--- Begin Given entries ---
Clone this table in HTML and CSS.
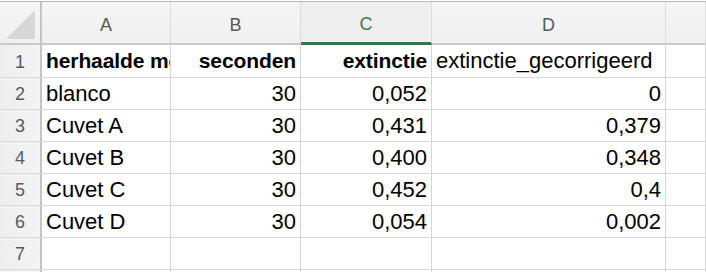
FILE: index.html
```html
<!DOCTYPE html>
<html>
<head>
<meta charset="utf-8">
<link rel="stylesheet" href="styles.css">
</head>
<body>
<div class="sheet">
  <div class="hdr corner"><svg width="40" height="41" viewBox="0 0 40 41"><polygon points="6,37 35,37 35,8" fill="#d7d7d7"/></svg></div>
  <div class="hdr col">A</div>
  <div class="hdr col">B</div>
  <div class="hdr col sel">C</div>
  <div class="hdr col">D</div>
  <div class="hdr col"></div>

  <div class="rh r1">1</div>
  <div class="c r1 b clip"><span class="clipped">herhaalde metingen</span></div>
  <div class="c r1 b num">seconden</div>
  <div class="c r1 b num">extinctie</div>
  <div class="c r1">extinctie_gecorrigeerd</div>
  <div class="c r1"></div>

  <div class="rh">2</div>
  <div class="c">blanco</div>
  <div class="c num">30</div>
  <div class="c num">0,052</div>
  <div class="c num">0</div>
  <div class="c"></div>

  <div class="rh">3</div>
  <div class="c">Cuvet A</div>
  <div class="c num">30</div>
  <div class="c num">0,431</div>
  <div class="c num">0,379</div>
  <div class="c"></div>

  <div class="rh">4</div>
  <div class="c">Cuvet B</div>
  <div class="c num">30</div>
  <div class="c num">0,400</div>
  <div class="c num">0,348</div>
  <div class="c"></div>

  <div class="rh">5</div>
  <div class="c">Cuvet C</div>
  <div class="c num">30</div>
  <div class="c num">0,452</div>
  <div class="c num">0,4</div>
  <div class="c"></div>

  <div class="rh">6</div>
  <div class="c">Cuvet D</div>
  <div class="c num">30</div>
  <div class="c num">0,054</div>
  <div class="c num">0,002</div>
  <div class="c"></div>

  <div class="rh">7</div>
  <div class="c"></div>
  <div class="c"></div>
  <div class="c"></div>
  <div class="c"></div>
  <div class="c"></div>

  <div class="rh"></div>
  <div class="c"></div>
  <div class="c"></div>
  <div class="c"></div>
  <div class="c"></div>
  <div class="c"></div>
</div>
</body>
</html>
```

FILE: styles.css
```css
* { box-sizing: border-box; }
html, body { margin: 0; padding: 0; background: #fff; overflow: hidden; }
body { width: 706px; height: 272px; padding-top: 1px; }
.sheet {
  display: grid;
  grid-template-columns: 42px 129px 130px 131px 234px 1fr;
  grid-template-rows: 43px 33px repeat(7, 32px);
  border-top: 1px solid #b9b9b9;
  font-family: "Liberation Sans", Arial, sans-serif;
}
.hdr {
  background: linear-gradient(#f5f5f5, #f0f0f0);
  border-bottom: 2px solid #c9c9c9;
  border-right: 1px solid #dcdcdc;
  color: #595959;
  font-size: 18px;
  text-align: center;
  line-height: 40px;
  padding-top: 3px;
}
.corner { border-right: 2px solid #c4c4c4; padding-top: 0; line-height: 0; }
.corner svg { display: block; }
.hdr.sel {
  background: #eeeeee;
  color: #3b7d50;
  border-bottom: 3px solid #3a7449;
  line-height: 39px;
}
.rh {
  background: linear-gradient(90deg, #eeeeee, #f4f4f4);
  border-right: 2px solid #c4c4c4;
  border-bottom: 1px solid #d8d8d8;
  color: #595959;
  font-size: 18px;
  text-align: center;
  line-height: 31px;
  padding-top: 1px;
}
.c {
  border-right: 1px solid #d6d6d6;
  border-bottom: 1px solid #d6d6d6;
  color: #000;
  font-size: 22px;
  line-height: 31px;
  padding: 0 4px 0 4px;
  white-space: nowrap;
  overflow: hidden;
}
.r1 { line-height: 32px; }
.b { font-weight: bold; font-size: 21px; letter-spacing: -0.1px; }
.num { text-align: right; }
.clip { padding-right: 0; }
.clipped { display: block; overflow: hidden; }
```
--- End Given entries ---
--- Begin Given entries ---
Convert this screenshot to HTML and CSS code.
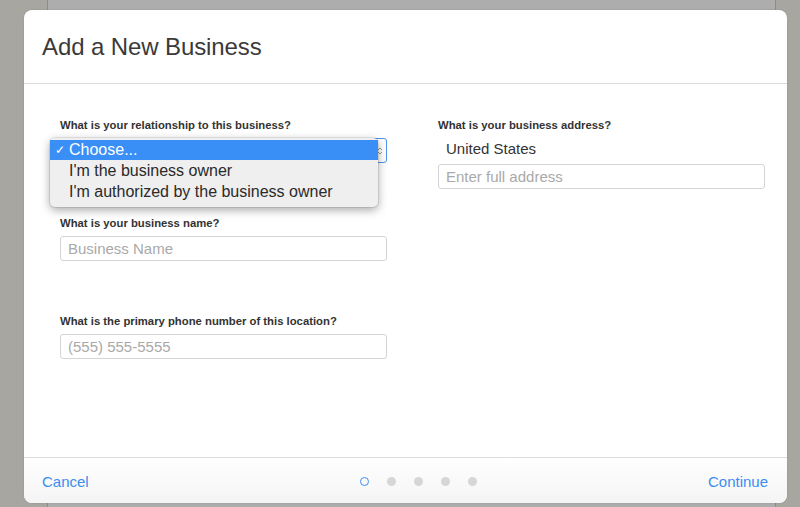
--- End Given entries ---
▶ **Stated task**
Return, from the data, each line that has the word "this" in it.

▶ **Finished answer**
Clone this table in HTML and CSS.
Convert this screenshot to HTML and CSS code.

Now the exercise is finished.